TB is winning
In a piece in The New York Times, medical anthropologist and professor at Harvard University, doctor, and health care advocate Paul Farmer writes: “One of TB’s lamentable champions is a common strain of public-health expertise, which has long lowballed what it takes to cure tuberculosis and halt transmission of increasingly resistant strains of it. A host of ill-conceived and unambitious policies have all but ignored TB’s innovations. That’s why humans aren’t winning the war against TB, which last year killed 1.8 million people, regaining its old title as the world’s leading infectious killer of adults. Happy World TB Day.”

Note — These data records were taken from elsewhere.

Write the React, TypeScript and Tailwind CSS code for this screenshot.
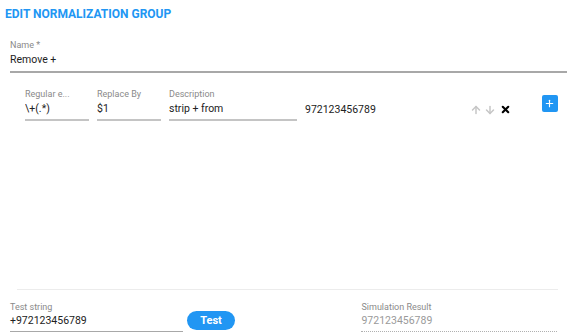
import { ArrowUp, ArrowDown, X, Plus } from "lucide-react";

function Field({
  label,
  value,
  className,
}: {
  label: string;
  value: string;
  className?: string;
}) {
  return (
    <div className={className}>
      <p className="truncate text-[9px] leading-[11px] text-[#8a8a8a]">{label}</p>
      <p className="mt-[2px] truncate pb-[3px] text-[10.5px] leading-[14px] text-[#222]">
        {value}
      </p>
      <div className="h-[2px] bg-[#c4c4c4]" />
    </div>
  );
}

export default function App() {
  return (
    <div className="flex h-[334px] w-[567px] flex-col overflow-hidden bg-white font-['Roboto',sans-serif]">
      <h1 className="pl-[5px] pt-[7px] text-[12px] font-bold uppercase leading-[14px] text-[#2196f3]">
        Edit Normalization Group
      </h1>

      <div className="mt-[19px] pl-[10px]">
        <p className="text-[9px] leading-[11px] text-[#8a8a8a]">Name *</p>
        <p className="mt-[2px] pb-[4px] text-[10.5px] leading-[14px] text-[#222]">Remove +</p>
        <div className="h-[1.5px] bg-[#a8a8a8]" />
      </div>

      <div className="mt-[16px] flex items-start pl-[25px]">
        <Field label="Regular e..." value="\+(.*)" className="w-[64px]" />
        <Field label="Replace By" value="$1" className="ml-[8px] w-[64px]" />
        <Field label="Description" value="strip + from" className="ml-[8px] w-[128px]" />
        <p className="ml-[8px] mt-[14px] text-[10.5px] leading-[14px] text-[#222]">972123456789</p>
        <div className="ml-[94px] mt-[15px] flex items-center gap-[2px]">
          <ArrowUp size={12} strokeWidth={3} className="text-[#c6c6c6]" />
          <ArrowDown size={12} strokeWidth={3} className="text-[#c6c6c6]" />
          <X size={11} strokeWidth={4.5} className="ml-[2px] text-black" />
        </div>
        <button className="ml-[31px] mt-[6px] flex h-[17px] w-[16px] items-center justify-center rounded-[2px] bg-[#2196f3]">
          <Plus size={11} strokeWidth={2.5} className="text-white" />
        </button>
      </div>

      <div className="flex-1" />

      <div className="ml-[17px] mr-[9px] h-px bg-[#ececec]" />

      <div className="flex items-start px-[10px] pt-[12px] pb-[2px]">
        <div className="w-[173px]">
          <p className="text-[9px] leading-[11px] text-[#8a8a8a]">Test string</p>
          <p className="mt-[1px] pb-[3px] text-[10.5px] leading-[14px] text-[#222]">+972123456789</p>
          <div className="h-[1.5px] bg-[#a8a8a8]" />
        </div>
        <button className="ml-[4px] mt-[9px] h-[19px] w-[49px] rounded-full bg-[#2196f3] text-[11px] font-bold leading-[19px] text-white">
          Test
        </button>
        <div className="ml-[126px] w-[196px]">
          <p className="text-[9px] leading-[11px] text-[#8a8a8a]">Simulation Result</p>
          <p className="mt-[1px] pb-[3px] text-[10.5px] leading-[14px] text-[#9a9a9a]">972123456789</p>
          <div className="border-b border-dotted border-[#b0b0b0]" />
        </div>
      </div>
    </div>
  );
}
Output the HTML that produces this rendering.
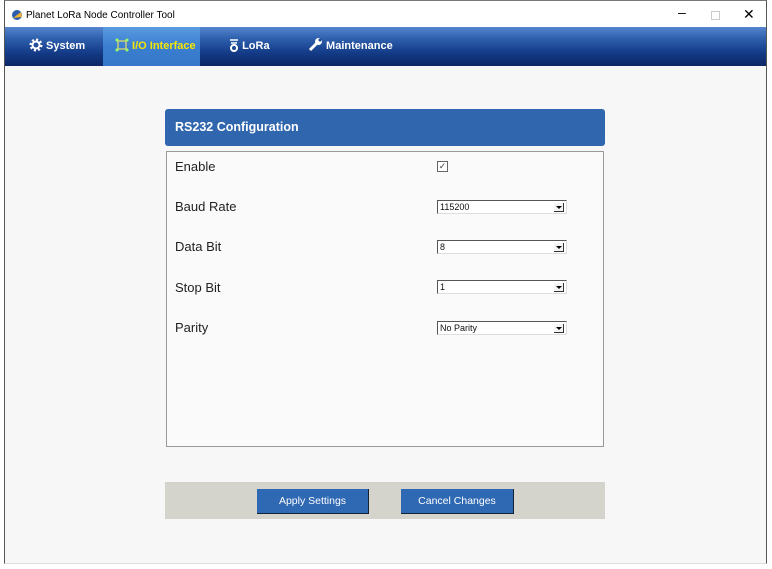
<!DOCTYPE html>
<html><head><style>
body{margin:0;width:772px;height:569px;background:#fff;position:relative;font-family:"Liberation Sans",sans-serif;overflow:hidden}
.win{position:absolute;left:4px;top:0;width:761px;height:562px;border-left:1px solid #555;border-right:1px solid #555;border-top:1px solid #777;border-bottom:1px solid #ddd;background:#f7f7f7}
.title{position:absolute;left:0;top:0;width:761px;height:26px;background:#fff;font-size:11px;color:#000}
.nav{position:absolute;left:0;top:26px;width:761px;height:39px;background:linear-gradient(#5585cc 0%,#2e5fad 30%,#143c88 65%,#0d2766 100%)}
.tab{position:absolute;top:0;height:39px;line-height:39px;color:#fff;font-weight:bold;font-size:11px}
.active{background:linear-gradient(#5a9ae0,#3b7fd0 50%,#3677c8);color:#f5e600}
.abs{position:absolute}
.lbl{position:absolute;left:175px;font-size:13px;color:#222}
.sel{position:absolute;left:437px;width:126px;height:12px;border:1px solid #555;border-right-color:#ddd;border-bottom-color:#ddd;background:#fff;font-size:9px;line-height:12px;color:#111;padding-left:2px;box-sizing:content-box}
.sel:after{content:"";position:absolute;right:2px;top:2px;width:9px;height:8px;border-bottom:1px solid #333;border-right:1px solid #333;background:#f4f4f4}
.sel i{position:absolute;right:4px;top:5px;border-left:3px solid transparent;border-right:3px solid transparent;border-top:3px solid #000;z-index:2}
.btn{position:absolute;top:489px;height:25px;background:#2f68b3;color:#fff;font-size:10.5px;text-align:center;line-height:25px;border-right:1px solid #123;border-bottom:1px solid #123;box-sizing:border-box}
</style></head><body>
<div class="win">
<div class="title">
<svg class="abs" style="left:6px;top:8px" width="12" height="12"><circle cx="6" cy="6" r="5" fill="#2b5fae"/><path d="M2 9 L10 3 L11 8 Z" fill="#f0b030"/></svg>
<span class="abs" style="left:21px;top:9px;font-size:10px">Planet LoRa Node Controller Tool</span>
<span class="abs" style="left:673px;top:3px;font-size:14px">–</span>
<span class="abs" style="left:706px;top:10px;width:7px;height:7px;border:1px solid #ccc"></span>
<span class="abs" style="left:738px;top:5px;font-size:14px">✕</span>
</div>
<div class="nav">
<div class="tab" style="left:24px">
<svg style="vertical-align:-3px" width="14" height="14" viewBox="0 0 14 14"><circle cx="7" cy="7" r="5" fill="none" stroke="#fff" stroke-width="3" stroke-dasharray="2 1.9"/><circle cx="7" cy="7" r="3.5" fill="none" stroke="#fff" stroke-width="2"/></svg> System</div>
<div class="tab active" style="left:98px;width:97px;text-indent:12px">
<svg style="vertical-align:-3px" width="14" height="14"><rect x="3" y="3" width="8" height="8" fill="none" stroke="#e8e060" stroke-width="1.2"/><circle cx="2" cy="2" r="1.5" fill="#9f6"/><circle cx="12" cy="2" r="1.5" fill="#9f6"/><circle cx="2" cy="12" r="1.5" fill="#9f6"/><circle cx="12" cy="12" r="1.5" fill="#9f6"/></svg> I/O Interface</div>
<div class="tab" style="left:224px;font-weight:normal;font-size:11px"><svg style="vertical-align:-3px" width="10" height="14"><path d="M1 2 H9 M2 5 H8" stroke="#fff" stroke-width="1.5"/><circle cx="5" cy="10" r="3" fill="none" stroke="#fff" stroke-width="2"/></svg> <b>LoRa</b></div>
<div class="tab" style="left:303px"><svg style="vertical-align:-3px" width="15" height="15"><path d="M2 13 L9 6" stroke="#fff" stroke-width="3"/><circle cx="10.5" cy="4.5" r="3.5" fill="#fff"/><circle cx="12" cy="3" r="1.5" fill="#1a4590"/></svg> Maintenance</div>
</div>
</div>
<div class="abs" style="left:165px;top:109px;width:440px;height:37px;background:#2f66ae;border-radius:3px;color:#fff;font-weight:bold;font-size:12.5px;line-height:37px;text-indent:10px">RS232 Configuration</div>
<div class="abs" style="left:166px;top:151px;width:436px;height:294px;border:1px solid #999;background:#fafafa"></div>
<div class="lbl" style="top:159px">Enable</div>
<div class="abs" style="left:437px;top:161px;width:9px;height:9px;border:1px solid #666;background:#fff;font-size:9px;line-height:9px;color:#444;text-align:center">✓</div>
<div class="lbl" style="top:199px">Baud Rate</div>
<div class="sel" style="top:200px">115200<i></i></div>
<div class="lbl" style="top:239px">Data Bit</div>
<div class="sel" style="top:240px">8<i></i></div>
<div class="lbl" style="top:280px">Stop Bit</div>
<div class="sel" style="top:280px">1<i></i></div>
<div class="lbl" style="top:320px">Parity</div>
<div class="sel" style="top:321px">No Parity<i></i></div>
<div class="abs" style="left:165px;top:482px;width:440px;height:37px;background:#d4d4cc"></div>
<div class="btn" style="left:257px;width:112px">Apply Settings</div>
<div class="btn" style="left:401px;width:113px">Cancel Changes</div>
</body></html>
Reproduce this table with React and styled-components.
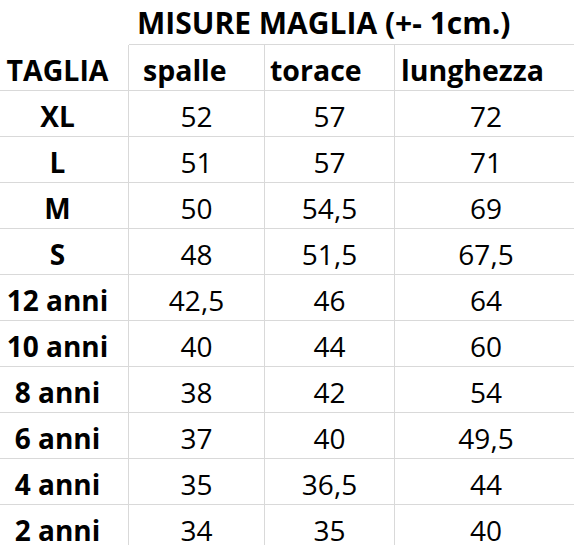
import React from 'react'
import styled, { createGlobalStyle } from 'styled-components'

const GlobalStyle = createGlobalStyle`
  html, body { margin: 0; padding: 0; background: #fff; overflow: hidden; }
  body { font-family: "Open Sans", "Noto Sans", sans-serif; color: #000; }
`;

const Sheet = styled.div`
  display: grid;
  grid-template-columns: 142px 136px 130px 182px;
  grid-template-rows: 45px repeat(11, 46px);
  margin-left: -13px;
  width: 590px;
`;

const Blank = styled.div``;

const Title = styled.div`
  grid-column: 2 / 5;
  display: flex;
  align-items: center;
  padding-left: 8px;
  font-size: 30px;
  font-weight: 700;
  border-bottom: 1px solid #d9d9d9;
  white-space: nowrap;
`;

const Cell = styled.div`
  display: flex;
  align-items: center;
  justify-content: ${p => (p.$indent != null ? 'flex-start' : 'center')};
  padding-left: ${p => (p.$indent != null ? `${p.$indent}px` : '0')};
  padding-top: 5px;
  box-sizing: border-box;
  font-size: ${p => (p.$head ? '28.5px' : '28px')};
  font-weight: ${p => (p.$bold ? 700 : 400)};
  border-bottom: 1px solid #d9d9d9;
  border-right: ${p => (p.$last ? 'none' : '1px solid #d9d9d9')};
  white-space: nowrap;
`;

const headers = [
  { label: 'TAGLIA', indent: null },
  { label: 'spalle', indent: 14 },
  { label: 'torace', indent: 5 },
  { label: 'lunghezza', indent: 6 },
];

const rows = [
  ['XL', '52', '57', '72'],
  ['L', '51', '57', '71'],
  ['M', '50', '54,5', '69'],
  ['S', '48', '51,5', '67,5'],
  ['12 anni', '42,5', '46', '64'],
  ['10 anni', '40', '44', '60'],
  ['8 anni', '38', '42', '54'],
  ['6 anni', '37', '40', '49,5'],
  ['4 anni', '35', '36,5', '44'],
  ['2 anni', '34', '35', '40'],
];

function App() {
  return (
    <>
      <GlobalStyle />
      <Sheet>
        <Blank />
        <Title>MISURE MAGLIA (+- 1cm.)</Title>
        {headers.map((h, i) => (
          <Cell key={h.label} $head $bold $indent={h.indent} $last={i === 3}>
            {h.label}
          </Cell>
        ))}
        {rows.map(r =>
          r.map((v, i) => (
            <Cell key={r[0] + i} $bold={i === 0} $last={i === 3}>
              {v}
            </Cell>
          ))
        )}
      </Sheet>
    </>
  )
}

export default App
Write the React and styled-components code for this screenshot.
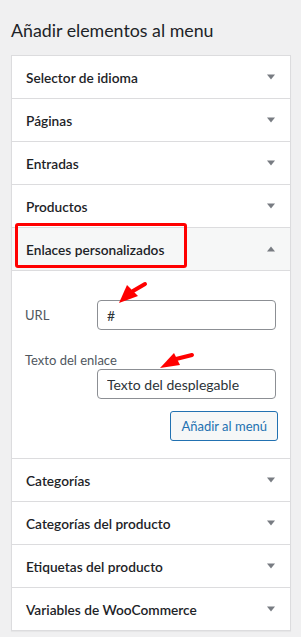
import React from 'react';
import styled, { createGlobalStyle } from 'styled-components';

const GlobalStyle = createGlobalStyle`
  body {
    margin: 0;
    background: #f0f0f1;
    font-family: Lato, "Open Sans", sans-serif;
    color: #1d2327;
  }
`;

const Page = styled.div`
  width: 301px;
  height: 637px;
  padding: 0 10px 0 11px;
  box-sizing: border-box;
`;

const Title = styled.h2`
  margin: 0;
  padding: 18px 0 0;
  height: 55px;
  box-sizing: border-box;
  font-size: 17.8px;
  font-weight: 400;
  line-height: 24px;
  color: #1d2327;
`;

const Box = styled.div`
  background: #fff;
  border: 1px solid #dcdcde;
  box-shadow: 0 1px 1px rgba(0, 0, 0, 0.04);
`;

const Section = styled.div`
  border-bottom: 1px solid #dcdcde;
  &:last-child {
    border-bottom: none;
  }
`;

const Header = styled.div`
  position: relative;
  display: flex;
  align-items: center;
  justify-content: space-between;
  height: 42px;
  padding: 0 14px 0 14px;
  background: ${p => (p.$open ? '#f6f7f7' : '#fff')};
  border-bottom: ${p => (p.$open ? '1px solid #dcdcde' : 'none')};
  font-size: 13.7px;
  font-weight: 600;
  color: #1d2327;
`;

const Highlight = styled.div`
  position: absolute;
  left: 3px;
  top: -5px;
  width: 172px;
  height: 45px;
  box-sizing: border-box;
  border: 3px solid #ff0000;
  border-radius: 3px;
  pointer-events: none;
`;

const Caret = ({ up }) => (
  <svg width="10" height="6" viewBox="0 0 10 6">
    <polygon
      points={up ? '1,5.5 9,5.5 5,0.5' : '1,0.5 9,0.5 5,5.5'}
      fill="#787c82"
    />
  </svg>
);

const Content = styled.div`
  position: relative;
  padding: 29px 12px 17px 13px;
`;

const FieldRow = styled.div`
  display: flex;
  align-items: center;
  justify-content: space-between;
`;

const StackRow = styled.div`
  display: flex;
  flex-direction: column;
  align-items: flex-end;
  margin-top: 21px;
`;

const Label = styled.label`
  font-size: 13px;
  color: #50575e;
  line-height: 18px;
  align-self: ${p => (p.$stacked ? 'flex-start' : 'center')};
`;

const Input = styled.input`
  width: 179px;
  height: 30px;
  box-sizing: border-box;
  margin-right: 2px;
  border: 1px solid #8c8f94;
  border-radius: 4px;
  padding: 0 9px;
  font-family: inherit;
  font-size: 14px;
  color: #2c3338;
  background: #fff;
  outline: none;
`;

const Actions = styled.div`
  display: flex;
  justify-content: flex-end;
  margin-top: 12px;
`;

const Button = styled.button`
  height: 30px;
  padding: 0 10px;
  border: 1px solid #2271b1;
  border-radius: 3px;
  background: #f6f7f7;
  color: #2271b1;
  font-family: inherit;
  font-size: 13px;
  cursor: pointer;
`;

const Arrows = styled.svg`
  position: absolute;
  left: 0;
  top: 0;
  width: 100%;
  height: 100%;
  pointer-events: none;
`;

const Arrow = ({ tip, left, right, from, to }) => (
  <g>
    <line x1={from[0]} y1={from[1]} x2={to[0]} y2={to[1]} stroke="#ff0000" strokeWidth="4" strokeLinecap="round" />
    <polygon points={`${tip.join(',')} ${left.join(',')} ${right.join(',')}`} fill="#ff0000" />
  </g>
);

const before = ['Selector de idioma', 'Páginas', 'Entradas', 'Productos'];
const after = ['Categorías', 'Categorías del producto', 'Etiquetas del producto', 'Variables de WooCommerce'];

export default function App() {
  return (
    <Page>
      <GlobalStyle />
      <Title>Añadir elementos al menu</Title>
      <Box>
        {before.map(name => (
          <Section key={name}>
            <Header>
              {name}
              <Caret />
            </Header>
          </Section>
        ))}
        <Section>
          <Header $open>
            <Highlight />
            Enlaces personalizados
            <Caret up />
          </Header>
          <Content>
            <FieldRow>
              <Label>URL</Label>
              <Input defaultValue="#" />
            </FieldRow>
            <StackRow>
              <Label $stacked>Texto del enlace</Label>
              <Input defaultValue="Texto del desplegable" />
            </StackRow>
            <Actions>
              <Button>Añadir al menú</Button>
            </Actions>
            <Arrows>
              <Arrow tip={[107, 32]} left={[115, 14]} right={[126, 25]} from={[121, 20]} to={[133, 13]} />
              <Arrow tip={[148, 97]} left={[162, 82]} right={[168, 94]} from={[164, 88]} to={[180, 84]} />
            </Arrows>
          </Content>
        </Section>
        {after.map(name => (
          <Section key={name}>
            <Header>
              {name}
              <Caret />
            </Header>
          </Section>
        ))}
      </Box>
    </Page>
  );
}
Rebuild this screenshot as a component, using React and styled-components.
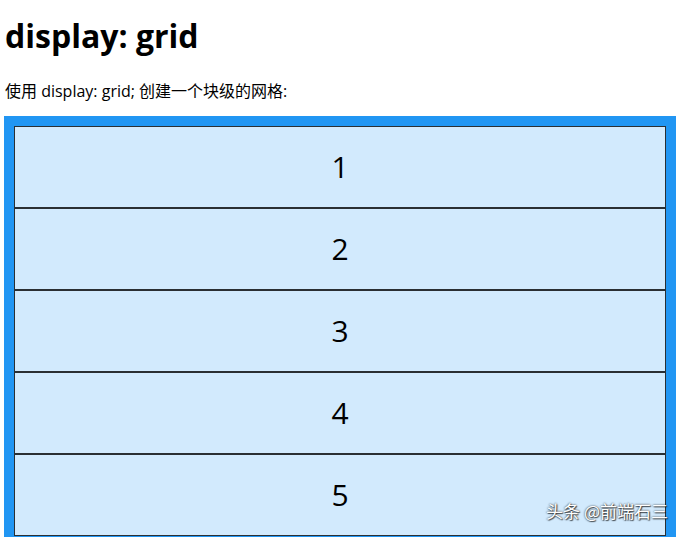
import styled, { createGlobalStyle } from 'styled-components'

const GlobalStyle = createGlobalStyle`
    body {
        margin: 0 4px;
        font-family: "Open Sans", "Noto Sans CJK SC", sans-serif;
        color: #000;
        background: #fff;
    }
`

const Page = styled.div`
    position: relative;
    width: 672px;
    padding-top: 14px;
`

const Title = styled.h1`
    margin: 0 0 0 1px;
    font-size: 32px;
    font-weight: 700;
    line-height: 44px;
`

const Intro = styled.p`
    margin: 22px 0 14px 1px;
    font-size: 16px;
    line-height: 22px;
`

const GridContainer = styled.div`
    display: grid;
    background-color: #2196f3;
    padding: 10px;
`

const GridItem = styled.div`
    background-color: rgba(255, 255, 255, 0.8);
    border: 1px solid rgba(0, 0, 0, 0.8);
    padding: 20px;
    font-size: 30px;
    line-height: 40px;
    text-align: center;
`

const Watermark = styled.div`
    position: absolute;
    right: 8px;
    top: 498px;
    font-family: "Noto Sans CJK SC", sans-serif;
    font-size: 17px;
    color: #fff;
    text-shadow: 0 0 2px rgba(0, 0, 0, 0.9), 1px 1px 1px rgba(0, 0, 0, 0.6);
`

const App = () => {
    const items = [1, 2, 3, 4, 5]

    return ( <>
        <GlobalStyle />
        <Page>
            <Title>display: grid</Title>
            <Intro>使用 display: grid; 创建一个块级的网格:</Intro>
            <GridContainer>
                {items.map(n => <GridItem key={n}>{n}</GridItem>)}
            </GridContainer>
            <Watermark>头条 @前端石三</Watermark>
        </Page>
    </> );
}

export default App;
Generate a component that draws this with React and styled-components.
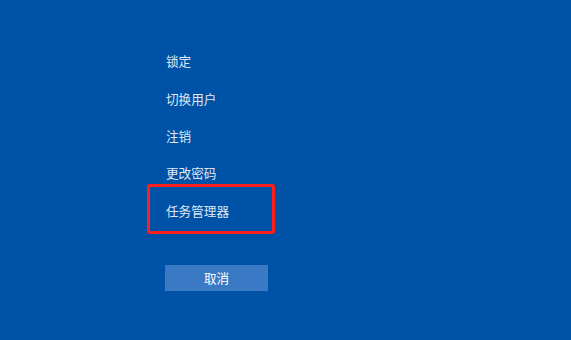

World TB Day was March 24.
Society for Applied Anthropology meetings
The Santa Fe New Mexican reported on the annual meeting of the Society for Applied Anthropology, being held in Santa Fe from March 28 through April 1. The article spotlighted the work of Nancy Owen Lewis including her comments from an interview. Lewis is a School for Advanced Research (SAR) scholar-in-residence and chairwoman of the SfAA conference. The conference has the theme of Trails, Traditions, and New Directions. Its 280 page-long program lists scores of presentations by experts on topics in physical anthropology, archaeology, and cultural anthropology. Lewis’ most recent book, Chasing the Cure in New Mexico: Tuberculosis and the Quest for Health, was published last year by the Museum of New Mexico Press. In the interview, she said discussions related to Trump administration policies “will thread through the conference,” noting that one presentation confronts a White House initiative head-on: the Crucial Conversations roundtable on Sanctuary vs. Sanctions looks at Trump’s xenophobic stance on sanctuary cities like Santa Fe.